Time is of the essence

As I wrote in my critique, “The presidency’s most valuable asset is his time. It has to be hoarded and dispensed with sparingly. He has to have more of it for himself to discern and think through the myriad concerns that bombard the office daily. The ES/COS job is to allow access only to a few important people with ideas that can add value to the Presidency. The dictum ‘bring to my office only solutions, and seldom the problems’ could very well be applied.”

This is not what’s happening. DU30’s pronouncements which have the force of official policies are not well pre-processed, which lays himself bare to contradictions from even his own cabinet and subalterns. The President is a singularly driven man who tends to dominate while his minions cower.

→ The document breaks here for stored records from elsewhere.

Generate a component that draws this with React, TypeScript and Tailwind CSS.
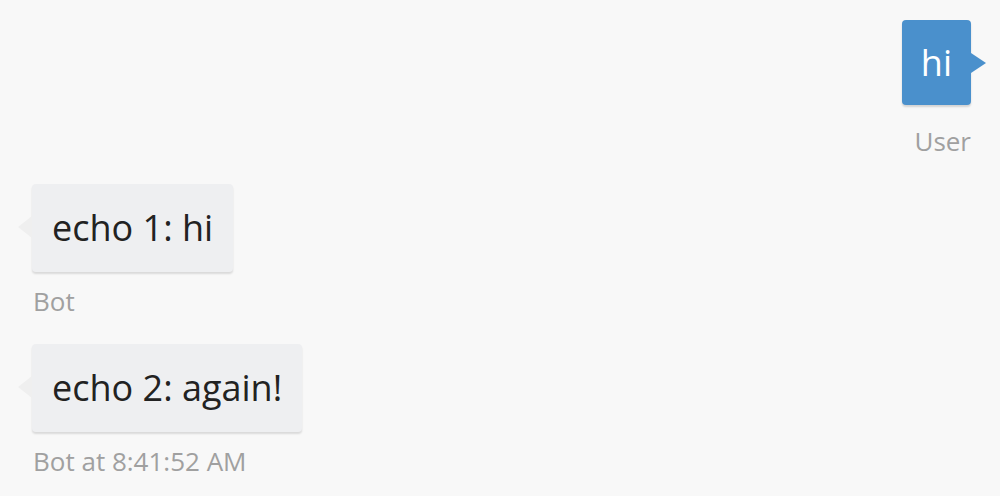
import React from "react";

const font = { fontFamily: '"Open Sans", "Noto Sans", sans-serif' };

function BotMessage({ text, label }: { text: string; label: string }) {
  return (
    <div className="flex flex-col items-start">
      <div className="relative rounded-[4px] bg-[#eeeff1] px-[20px] py-[20px] text-[36px] leading-[48px] text-[#222222] shadow-[0_2px_2px_rgba(0,0,0,0.12)]">
        <span className="absolute left-[-14px] top-[32px] h-0 w-0 border-y-[11px] border-r-[14px] border-y-transparent border-r-[#efefef]" />
        {text}
      </div>
      <div className="mt-[12px] pl-[1px] text-[26px] leading-[34px] text-[#a0a0a0]">{label}</div>
    </div>
  );
}

export default function App() {
  return (
    <div className="h-[496px] w-[1000px] overflow-hidden bg-[#f8f8f8]" style={font}>
      <div className="flex flex-col pl-[32px] pr-[29px] pt-[20px]">
        <div className="flex flex-col items-end">
          <div className="relative rounded-[4px] bg-[#4a90cc] px-[19px] py-[19px] text-[36px] leading-[47px] text-white shadow-[0_2px_2px_rgba(0,0,0,0.15)]">
            <span className="absolute right-[-15px] top-[33px] h-0 w-0 border-y-[10px] border-l-[15px] border-y-transparent border-l-[#4a90cc]" />
            hi
          </div>
          <div className="mt-[19px] text-[26px] leading-[34px] text-[#a0a0a0]">User</div>
        </div>
        <div className="mt-[26px] flex flex-col gap-[26px]">
          <BotMessage text="echo 1: hi" label="Bot" />
          <BotMessage text="echo 2: again!" label="Bot at 8:41:52 AM" />
        </div>
      </div>
    </div>
  );
}
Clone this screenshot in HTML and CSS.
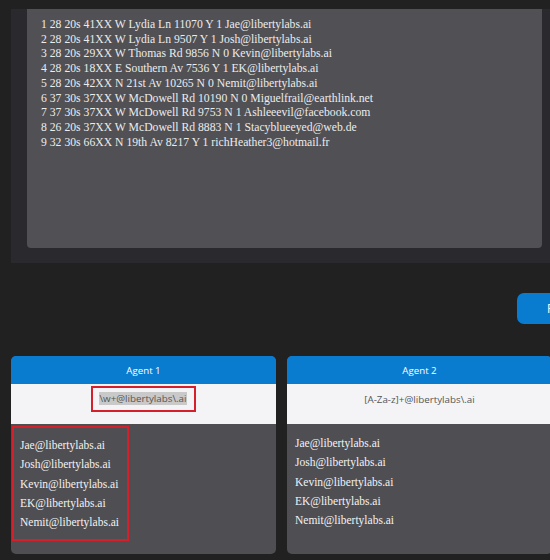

From a political management viewpoint, deadlier is the perception that the OP is in a disarray. This government is merely coping.

The Deegong is an excellent parochial politician thrust into the rarefied air of national prominence and global politics. His glaring flaw is surrounding himself with pedestrians as advisers, “recruited into the national political stage, naïve about the arcana of national politics, perforce elevating them to their level of incompetence.” In the second half of his presidency, with eyes toward his legacy, it’s time for a drastic overhaul and an upgrade. Tame your sycophants, “tsokaran” or school batchmates if you must but engage patriotic professionals who can say ‘no’ and “speak truth to power”!